There are possible practical solutions, just suggestions. Councils could publicise comparative environmental effects of particular developments. Conservation groups could examine brownfield sites more carefully, and be open about the lack of biodiversity in conventional countryside. Developers should come under pressure from both groups to ensure that a new development incorporates space for other species – gardens and parks are often more like nature reserves than the cropfields beyond. Where farmers are able and willing to ease back on intensive farming in some places to enable wildlife to survive, “greenbelt” could be more rigorously protected than elsewhere.
The paper “Ecological consequences of human niche construction: Examining long-term anthropogenic shaping of global species distributions”, published in the Proceedings of the National Academy of Sciences, argues that pristine landscapes have not existed anywhere on Earth for thousands of years. If that is so, then all futures have to involve the human in the natural.

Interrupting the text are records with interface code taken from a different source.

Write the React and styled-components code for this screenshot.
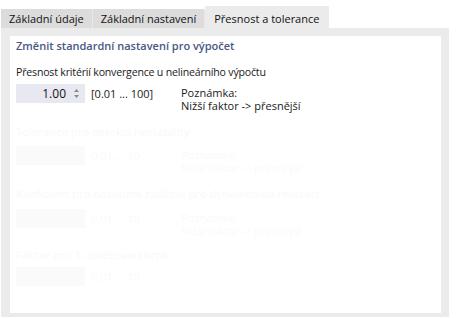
import React from "react";
import styled, { createGlobalStyle } from "styled-components";

const GlobalStyle = createGlobalStyle`
    html, body {
        margin: 0;
        padding: 0;
        background: #ffffff;
    }
    body {
        font-family: "Open Sans", "Noto Sans", sans-serif;
        font-size: 11px;
        color: #1a1a1a;
    }
`

const Dialog = styled.div`
    width: 457px;
    height: 318px;
    padding: 6px 0 1px 1px;
    box-sizing: border-box;
    display: flex;
    flex-direction: column;
`

const TabBar = styled.div`
    display: flex;
    align-items: flex-end;
    height: 22px;
`

const Tab = styled.div`
    height: ${p => (p.active ? "22px" : "19px")};
    padding: 0 ${p => (p.active ? "9px" : "8px")};
    display: flex;
    align-items: center;
    box-sizing: border-box;
    background: ${p => (p.active ? "#ebebeb" : "#dcdcdc")};
    border-right: 1px solid ${p => (p.active ? "#ebebeb" : "#e8e8e8")};
    color: #111;
    white-space: nowrap;
    padding-top: ${p => (p.active ? "2px" : "0")};
`

const Frame = styled.div`
    flex: 1;
    width: 448px;
    background: #ebebeb;
    padding: 8px 8px 4px 9px;
    box-sizing: border-box;
    display: flex;
`

const Panel = styled.div`
    flex: 1;
    background: #ffffff;
    padding: 1px 6px 0 6px;
    display: flex;
    flex-direction: column;
`

const SectionTitle = styled.div`
    font-weight: 600;
    color: ${p => (p.ghost ? "#fafafa" : "#4a5785")};
    height: 18px;
    line-height: 18px;
    white-space: nowrap;
`

const Label = styled.div`
    margin-top: 8px;
    height: 18px;
    line-height: 18px;
    font-size: 10.6px;
    white-space: nowrap;
    letter-spacing: -0.2px;
`

const Row = styled.div`
    display: flex;
    align-items: flex-start;
    height: 19px;
    margin-top: ${p => p.top || 0}px;
`

const Spin = styled.div`
    width: 69px;
    height: 19px;
    flex-shrink: 0;
    background: ${p => (p.ghost ? "#fafafa" : "#e8e8f1")};
    display: flex;
    align-items: center;
    justify-content: flex-end;
    box-sizing: border-box;
    padding-right: 5px;
    gap: 7px;
    font-size: 12px;
    color: #111;
`

const Range = styled.div`
    margin-left: 6px;
    height: 19px;
    line-height: 19px;
    width: 90px;
    flex-shrink: 0;
    white-space: nowrap;
    color: ${p => (p.ghost ? "#fafafa" : "#1a1a1a")};
`

const Note = styled.div`
    margin-top: 2px;
    display: flex;
    flex-direction: column;
    color: ${p => (p.ghost ? "#fafafa" : "#1a1a1a")};
`

const NoteLine = styled.div`
    height: 13px;
    line-height: 13px;
    white-space: nowrap;
`

const Ghost = styled.div`
    display: flex;
    flex-direction: column;
    margin-top: ${p => p.top}px;
`

function Arrows() {
    return (
        <svg width="7" height="11" viewBox="0 0 7 11">
            <path d="M3.5 1 L6 4 L1 4 Z" fill="#8a8a8a" />
            <path d="M3.5 10 L6 7 L1 7 Z" fill="#8a8a8a" />
        </svg>
    )
}

function NoteText({ ghost }) {
    return (
        <Note ghost={ghost}>
            <NoteLine>Poznámka:</NoteLine>
            <NoteLine>Nižší faktor -&gt; přesnější</NoteLine>
        </Note>
    )
}

function GhostBlock({ top, rowTop = 5, title, note }) {
    return (
        <Ghost top={top}>
            <SectionTitle ghost>{title}</SectionTitle>
            <Row top={rowTop}>
                <Spin ghost />
                <Range ghost>0.01 ... 10</Range>
                {note && <NoteText ghost />}
            </Row>
        </Ghost>
    )
}

export default function App() {
    return (
        <>
            <GlobalStyle />
            <Dialog>
                <TabBar>
                    <Tab>Základní údaje</Tab>
                    <Tab>Základní nastavení</Tab>
                    <Tab active>Přesnost a tolerance</Tab>
                </TabBar>
                <Frame>
                    <Panel>
                        <SectionTitle>Změnit standardní nastavení pro výpočet</SectionTitle>
                        <Label>Přesnost kritérií konvergence u nelineárního výpočtu</Label>
                        <Row top={3}>
                            <Spin>
                                <span>1.00</span>
                                <Arrows />
                            </Spin>
                            <Range>[0.01 ... 100]</Range>
                            <NoteText />
                        </Row>
                        <GhostBlock top={20} title="Tolerance pro detekci nestability" note />
                        <GhostBlock top={20} rowTop={6} title="Koeficient pro násobení zatížení pro dynamickou relaxaci" note />
                        <GhostBlock top={18} rowTop={3} title="Faktor pro 1. zatěžovací krok" />
                    </Panel>
                </Frame>
            </Dialog>
        </>
    )
}
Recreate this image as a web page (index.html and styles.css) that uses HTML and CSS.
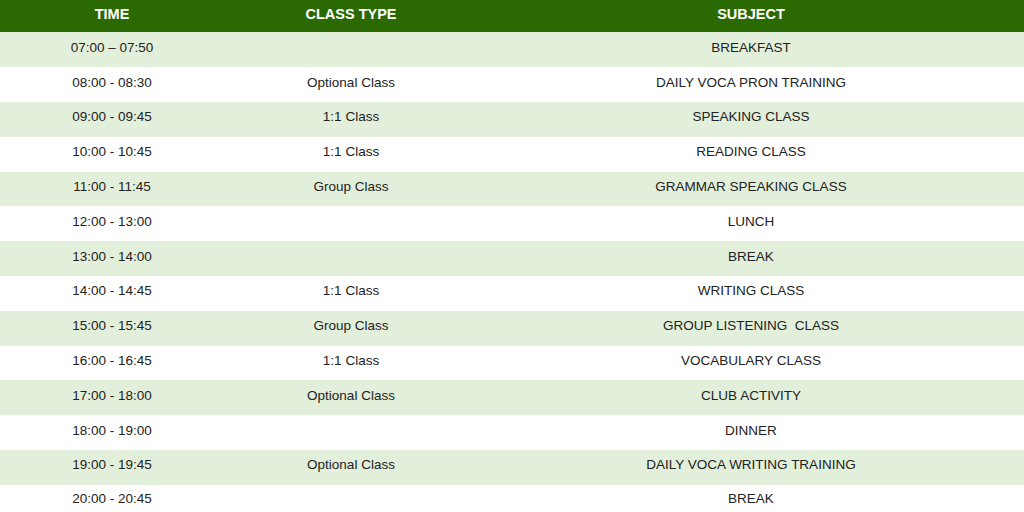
FILE: index.html
```html
<!DOCTYPE html>
<html>
<head>
<meta charset="utf-8">
<link rel="stylesheet" href="styles.css">
</head>
<body>
<table class="schedule">
  <colgroup>
    <col class="c-time"><col class="c-type"><col class="c-subj">
  </colgroup>
  <thead>
    <tr><th>TIME</th><th>CLASS TYPE</th><th>SUBJECT</th></tr>
  </thead>
  <tbody>
    <tr><td>07:00 – 07:50</td><td></td><td>BREAKFAST</td></tr>
    <tr><td>08:00 - 08:30</td><td>Optional Class</td><td>DAILY VOCA PRON TRAINING</td></tr>
    <tr><td>09:00 - 09:45</td><td>1:1 Class</td><td>SPEAKING CLASS</td></tr>
    <tr><td>10:00 - 10:45</td><td>1:1 Class</td><td>READING CLASS</td></tr>
    <tr><td>11:00 - 11:45</td><td>Group Class</td><td>GRAMMAR SPEAKING CLASS</td></tr>
    <tr><td>12:00 - 13:00</td><td></td><td>LUNCH</td></tr>
    <tr><td>13:00 - 14:00</td><td></td><td>BREAK</td></tr>
    <tr><td>14:00 - 14:45</td><td>1:1 Class</td><td>WRITING CLASS</td></tr>
    <tr><td>15:00 - 15:45</td><td>Group Class</td><td>GROUP LISTENING&nbsp; CLASS</td></tr>
    <tr><td>16:00 - 16:45</td><td>1:1 Class</td><td>VOCABULARY CLASS</td></tr>
    <tr><td>17:00 - 18:00</td><td>Optional Class</td><td>CLUB ACTIVITY</td></tr>
    <tr><td>18:00 - 19:00</td><td></td><td>DINNER</td></tr>
    <tr><td>19:00 - 19:45</td><td>Optional Class</td><td>DAILY VOCA WRITING TRAINING</td></tr>
    <tr class="last"><td>20:00 - 20:45</td><td></td><td>BREAK</td></tr>
  </tbody>
</table>
</body>
</html>
```
FILE: styles.css
```css
html, body {
  margin: 0;
  padding: 0;
  background: #ffffff;
  overflow: hidden;
}
body {
  width: 1024px;
  height: 512px;
  font-family: "Liberation Sans", Arial, sans-serif;
}
.schedule {
  width: 1024px;
  border-collapse: collapse;
  table-layout: fixed;
}
.c-time { width: 224px; }
.c-type { width: 254px; }
.c-subj { width: 546px; }
.schedule th {
  background: #2b6a02;
  color: #ffffff;
  font-weight: bold;
  font-size: 14.5px;
  height: 32.4px;
  padding: 0 0 4px 0;
  box-sizing: border-box;
  text-align: center;
  vertical-align: middle;
}
.schedule td {
  font-size: 13.5px;
  color: #222222;
  height: 34.8px;
  padding: 0 0 5px 0;
  box-sizing: border-box;
  text-align: center;
  vertical-align: middle;
  white-space: pre;
}
.schedule tbody tr:nth-child(odd) td {
  background: #e2efda;
}
.schedule tr.last td {
  height: 27.6px;
  padding: 0 0 1px 0;
}
```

Some parts of the environmental movement want to dethrone humanity from the centre of the world’s attention. But perhaps it’s not a question of displacing – to use a loaded term – but of starting to consider other forms of life alongside the human in ethical considerations, and to bring those ethical considerations to the heart of decision making, rather than debased “economic laws”. “Of”, rather than “from” the land. The land is in the city as much as in the fields. Its value cannot only be given in pre-set terms.